Letter threatens lawsuit over disclosure requirements as Council to meet in secret
By Charles Douglas
Humboldt Sentinel
An otherwise routine closed session of the Arcata City Council next Wednesday may be the beginning of the end of Nancy Diamond’s long, long tenure as their City Attorney.
Entitled “Performance Evaluation,” the item at the end of an otherwise light agenda gives the opportunity to the Council to address longstanding concerns with the conduct of Nancy Diamond, who has served in the position for over a decade. The City has lost a number of legal actions during her tenure, and her recent advice on Arcata’s constitutionally-questionable anti-panhandling ordinance has called her competence into question.

Richard Salzman stands on the street corner across from Arcata City Hall with his criminalized sign.
Local attorney Peter Martin is increasingly the standard-bearer for questions about the legal stance of Arcata City Hall. He made headlines earlier this year when he filed suit on behalf of political activist Richard Salzman to overturn many provisions of the anti-panhandling ordinance, which even criminalizes the holding of a sign at a street corner in downtown Arcata.

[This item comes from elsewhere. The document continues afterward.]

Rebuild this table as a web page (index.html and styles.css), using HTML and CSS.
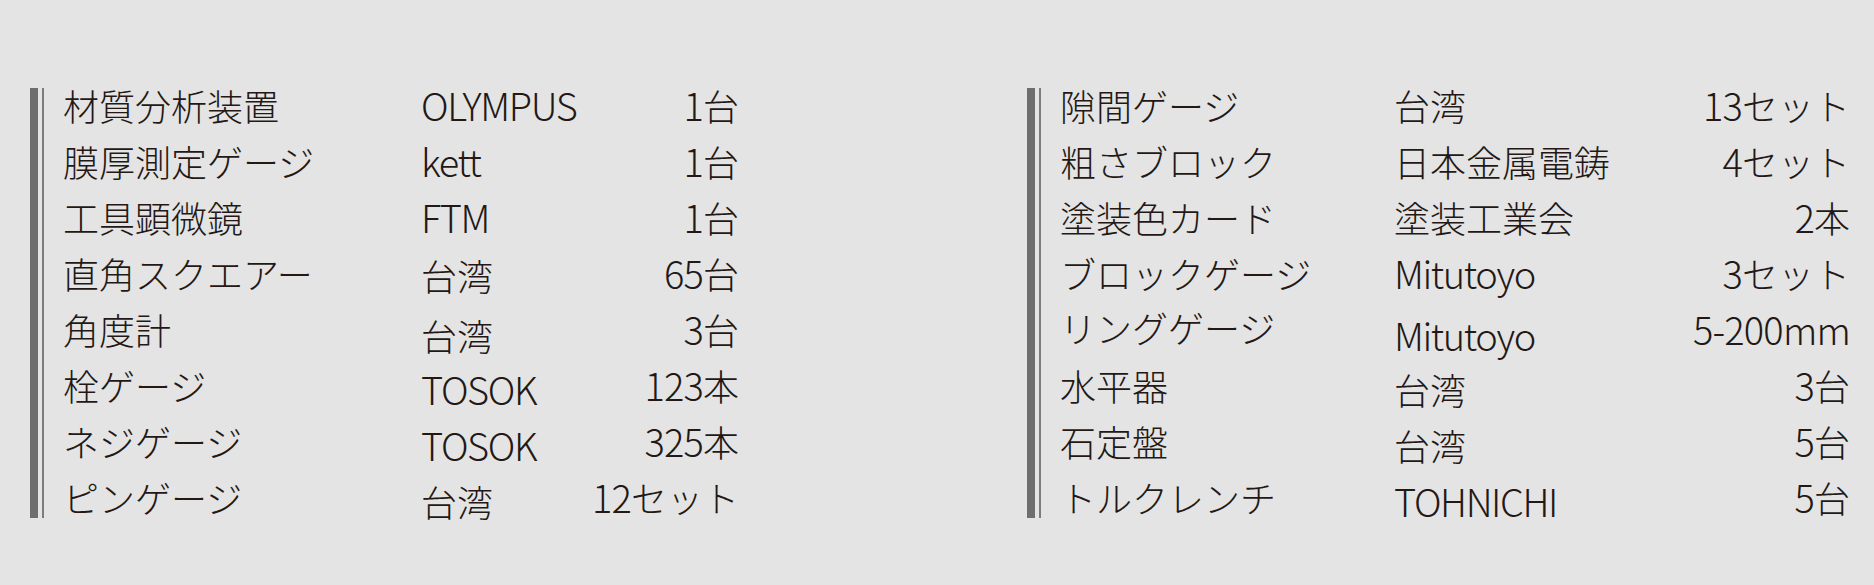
FILE: index.html
```html
<!DOCTYPE html>
<html lang="ja">
<head>
<meta charset="utf-8">
<title>測定機器一覧</title>
<link rel="stylesheet" href="styles.css">
</head>
<body>
<main class="page">
  <section class="block block-left">
    <div class="bar-thick"></div>
    <div class="bar-thin"></div>
    <div class="list">
      <div class="name">材質分析装置</div><div class="maker"><span class="en">OLYMPUS</span></div><div class="qty"><span class="en">1</span>台</div>
      <div class="name">膜厚測定ゲージ</div><div class="maker"><span class="en">kett</span></div><div class="qty"><span class="en">1</span>台</div>
      <div class="name">工具顕微鏡</div><div class="maker"><span class="en">FTM</span></div><div class="qty"><span class="en">1</span>台</div>
      <div class="name">直角スクエアー</div><div class="maker low-1">台湾</div><div class="qty"><span class="en">65</span>台</div>
      <div class="name">角度計</div><div class="maker low-3">台湾</div><div class="qty"><span class="en">3</span>台</div>
      <div class="name">栓ゲージ</div><div class="maker low-2"><span class="en">TOSOK</span></div><div class="qty"><span class="en">123</span>本</div>
      <div class="name">ネジゲージ</div><div class="maker low-2"><span class="en">TOSOK</span></div><div class="qty"><span class="en">325</span>本</div>
      <div class="name">ピンゲージ</div><div class="maker low-2">台湾</div><div class="qty"><span class="en">12</span>セット</div>
    </div>
  </section>
  <section class="block block-right">
    <div class="bar-thick"></div>
    <div class="bar-thin"></div>
    <div class="list">
      <div class="name">隙間ゲージ</div><div class="maker">台湾</div><div class="qty"><span class="en">13</span>セット</div>
      <div class="name">粗さブロック</div><div class="maker">日本金属電鋳</div><div class="qty"><span class="en">4</span>セット</div>
      <div class="name">塗装色カード</div><div class="maker">塗装工業会</div><div class="qty"><span class="en">2</span>本</div>
      <div class="name">ブロックゲージ</div><div class="maker"><span class="en">Mitutoyo</span></div><div class="qty"><span class="en">3</span>セット</div>
      <div class="name up-1">リングゲージ</div><div class="maker low-3"><span class="en">Mitutoyo</span></div><div class="qty"><span class="en">5-200mm</span></div>
      <div class="name">水平器</div><div class="maker low-2">台湾</div><div class="qty"><span class="en">3</span>台</div>
      <div class="name">石定盤</div><div class="maker low-2">台湾</div><div class="qty"><span class="en">5</span>台</div>
      <div class="name">トルクレンチ</div><div class="maker low-2"><span class="en">TOHNICHI</span></div><div class="qty"><span class="en">5</span>台</div>
    </div>
  </section>
</main>
</body>
</html>
```

FILE: styles.css
```css
html, body {
  margin: 0;
  padding: 0;
}

body {
  background: #e4e4e4;
  color: #231815;
  font-family: "Noto Sans CJK JP", "Noto Sans", sans-serif;
  font-weight: 300;
  width: 1874px;
  height: 585px;
  overflow: hidden;
}

.page {
  display: flex;
  padding: 77px 0 0 30px;
}

.block {
  display: flex;
  flex-shrink: 0;
}

.block-left {
  width: 709px;
  margin-right: 288px;
}

.block-right {
  width: 823px;
}

.bar-thick {
  flex: 0 0 8px;
  background: #6e6e6e;
  margin: 11px 4px 7px 0;
}

.bar-thin {
  flex: 0 0 2px;
  background: #7c7c7c;
  margin: 11px 19px 7px 0;
}

.list {
  flex: 1 1 0;
  min-width: 0;
  display: grid;
  grid-auto-rows: 56px;
  font-size: 36px;
  line-height: 56px;
  white-space: nowrap;
}

.block-left .list {
  grid-template-columns: 358px minmax(0, 1fr) auto;
}

.block-right .list {
  grid-template-columns: 334px minmax(0, 1fr) auto;
}

.qty {
  text-align: right;
}

.en {
  font-size: 38px;
  letter-spacing: -1px;
}

.maker .en {
  letter-spacing: -1.4px;
}

.qty .en {
  letter-spacing: -0.8px;
}

.low-1 { padding-top: 2px; }
.low-2 { padding-top: 4px; }
.low-3 { padding-top: 6px; }
.up-1 { margin-top: -2px; }
```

”I requested that they amend their ordinance so as to comply with our guaranteed protection of free speech as outlined in the United States Constitution,” Salzman stated in a release. “Since they declined to do so I felt compelled to file a complaint…against the City.”

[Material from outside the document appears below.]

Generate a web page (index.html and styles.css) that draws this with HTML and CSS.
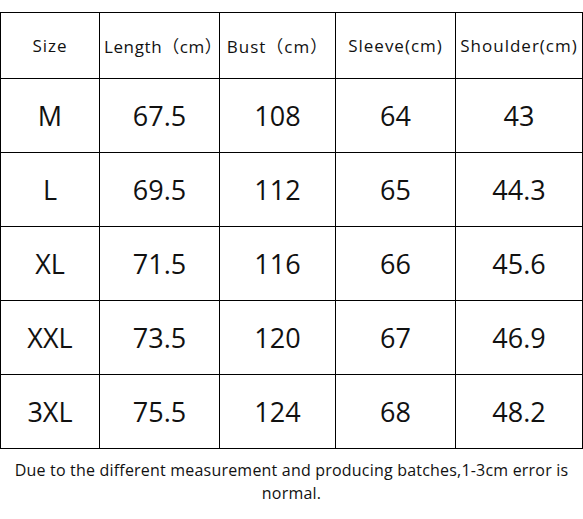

Martin’s latest move is to send a warning letter to the City on behalf of Marc Delany, a former Design Review Commissioner who resigned last March based on an alleged violation of open meeting law by the Arcata Planning Commission. Delany’s latest complaint came in the form of a public records act request to the City, inquiring as to the total amount of fees paid to every attorney hired by the City over the past few years. Thus far, Arcata staff are refusing to provide this information, claiming it subject to attorney-client privilege.
“The cases cited by the city in support of its position actually stand for the opposite proposition, that is, that the amount of attorney’s fees paid is not privileged under California law,” Martin stated in his Aug. 31 letter. “Information about fees is privileged only if it would disclose tactics or strategy. A request for a total does not disclose tactics or strategy.”

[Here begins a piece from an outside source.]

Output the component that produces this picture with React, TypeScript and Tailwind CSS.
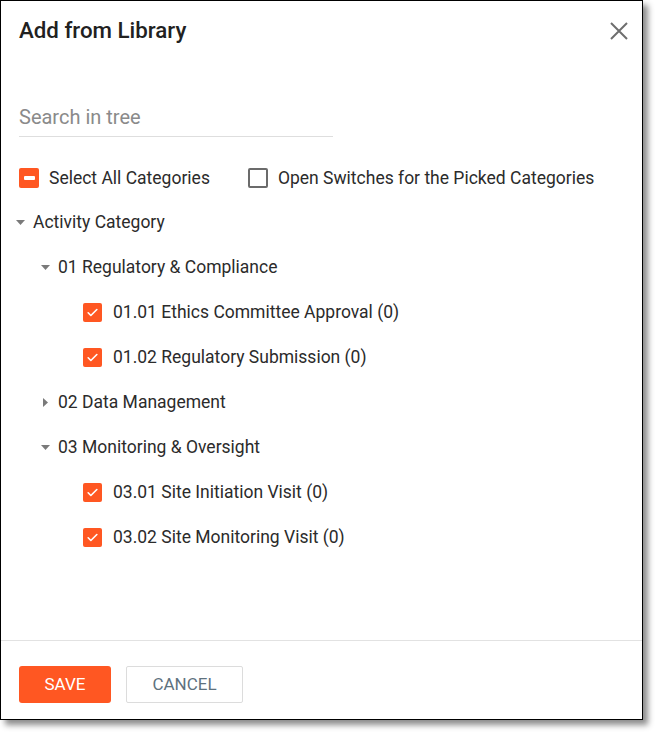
import React from 'react';

const ORANGE = '#ff5722';

function CheckedBox() {
  return (
    <span className="flex h-[19px] w-[19px] shrink-0 items-center justify-center rounded-[2px] bg-[#ff5722]">
      <svg width="13" height="13" viewBox="0 0 24 24" fill="none" stroke="white" strokeWidth="3" strokeLinecap="round" strokeLinejoin="round">
        <path d="M4 12.5l5 5L20 6.5" />
      </svg>
    </span>
  );
}

function IndeterminateBox() {
  return (
    <span className="flex h-[20px] w-[20px] shrink-0 items-center justify-center rounded-[2px] bg-[#ff5722]">
      <span className="h-[4px] w-[11px] rounded-[1px] bg-white" />
    </span>
  );
}

function EmptyBox() {
  return <span className="block h-[20px] w-[20px] shrink-0 rounded-[2px] border-2 border-[#6b6b6b] bg-white" />;
}

function Caret({ open }: { open: boolean }) {
  return open ? (
    <svg width="9" height="5" viewBox="0 0 9 5" className="shrink-0">
      <path d="M0 0h9L4.5 5z" fill="#7a7a7a" />
    </svg>
  ) : (
    <svg width="5" height="9" viewBox="0 0 5 9" className="shrink-0">
      <path d="M0 0v9l5-4.5z" fill="#7a7a7a" />
    </svg>
  );
}

type Row =
  | { kind: 'group'; level: number; label: string; open: boolean }
  | { kind: 'leaf'; label: string };

const rows: Row[] = [
  { kind: 'group', level: 0, label: 'Activity Category', open: true },
  { kind: 'group', level: 1, label: '01 Regulatory & Compliance', open: true },
  { kind: 'leaf', label: '01.01 Ethics Committee Approval (0)' },
  { kind: 'leaf', label: '01.02 Regulatory Submission (0)' },
  { kind: 'group', level: 1, label: '02 Data Management', open: false },
  { kind: 'group', level: 1, label: '03 Monitoring & Oversight', open: true },
  { kind: 'leaf', label: '03.01 Site Initiation Visit (0)' },
  { kind: 'leaf', label: '03.02 Site Monitoring Visit (0)' },
];

export default function App() {
  return (
    <div className="h-[732px] w-[655px] bg-white" style={{ fontFamily: 'Roboto, "Liberation Sans", sans-serif' }}>
      <div className="flex h-[720px] w-[643px] flex-col border border-black bg-white shadow-[5px_5px_6px_rgba(0,0,0,0.45)]">
        {/* header */}
        <div className="flex h-[59px] shrink-0 items-center justify-between pl-[18px] pr-[14px]">
          <h2 className="text-[22.3px] font-medium text-[#212121]">Add from Library</h2>
          <svg width="18" height="18" viewBox="0 0 18 18" className="mt-[1px]">
            <path d="M1 1l16 16M17 1L1 17" stroke="#6e6e6e" strokeWidth="2" />
          </svg>
        </div>

        <div className="flex flex-1 flex-col">
          {/* search */}
          <div className="pl-[18px] pt-[37px]">
            <input
              placeholder="Search in tree"
              className="h-[40px] w-[314px] border-b border-[#dedede] bg-transparent text-[20px] text-[#333] outline-none placeholder:text-[#8a8a8a]"
            />
          </div>

          {/* options */}
          <div className="mt-[21px] flex h-[40px] items-center pl-[18px] text-[17.5px] text-[#2b2b2b]">
            <IndeterminateBox />
            <span className="ml-[10px]">Select All Categories</span>
            <span className="ml-[38px]">
              <EmptyBox />
            </span>
            <span className="ml-[10px]">Open Switches for the Picked Categories</span>
          </div>

          {/* tree */}
          <div className="mt-[2px] flex flex-col text-[17.5px] text-[#2b2b2b]">
            {rows.map((r, i) =>
              r.kind === 'group' ? (
                <div
                  key={i}
                  className={`flex h-[45px] items-center ${r.level === 0 ? 'pl-[15px]' : 'pl-[40px]'}`}
                >
                  <span className="flex w-[17px] justify-start">
                    {r.open ? <Caret open /> : <span className="pl-[2px]"><Caret open={false} /></span>}
                  </span>
                  <span>{r.label}</span>
                </div>
              ) : (
                <div key={i} className="flex h-[45px] items-center pl-[82px]">
                  <CheckedBox />
                  <span className="ml-[11px]">{r.label}</span>
                </div>
              )
            )}
          </div>
        </div>

        {/* footer */}
        <div className="flex h-[79px] shrink-0 gap-[15px] border-t border-[#e2e2e2] pl-[18px] pt-[25px]">
          <button
            className="h-[37px] w-[92px] rounded-[3px] text-[17px] uppercase text-white"
            style={{ backgroundColor: ORANGE }}
          >
            Save
          </button>
          <button className="h-[37px] w-[117px] rounded-[2px] border border-[#dcdcdc] bg-white text-[17px] uppercase text-[#5e717e]">
            Cancel
          </button>
        </div>
      </div>
    </div>
  );
}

Martin’s point, and Delany’s, is that the City of Arcata is acting as if it has something to hide — what’s more, Delany directly attacks the City Attorney’s office for what he sees as its mismanagement of litigation.
“The purpose of the public records act is to let the public know what its public servants are doing,” Martin stated. “The City can prove him wrong, if he is, by releasing the total amount of fees paid.”
Under the Brown Act, the Arcata City Council is allowed to meet in secret to discuss the performance of their staff — although any final action taken must be reported to the public immediately afterward.

Do we have our very own Bell City going on in quiet little Arcata?
Robert Rizzo, manager of Bell, Calif. earns nearly $800000 a year, twice the salary of president Obama agreed to resign today after a scandal …
Peter Martiin, Humboldt County’s premier defender of the downtrodden & oppressed, young & old alike, strikes again!
And, he is correct that CAPRA trumps privilege claims.
When will Arcata stop acting as if they are hiding something?
Shame on Peter Martin for becoming Richard Salzman’s tool.
Although Peter Martin is involved in both cases (as the article points out), I might imagine you’d still take an interest in the Delany matter simply on the principle of open government.
Public records should have been turned over instantly.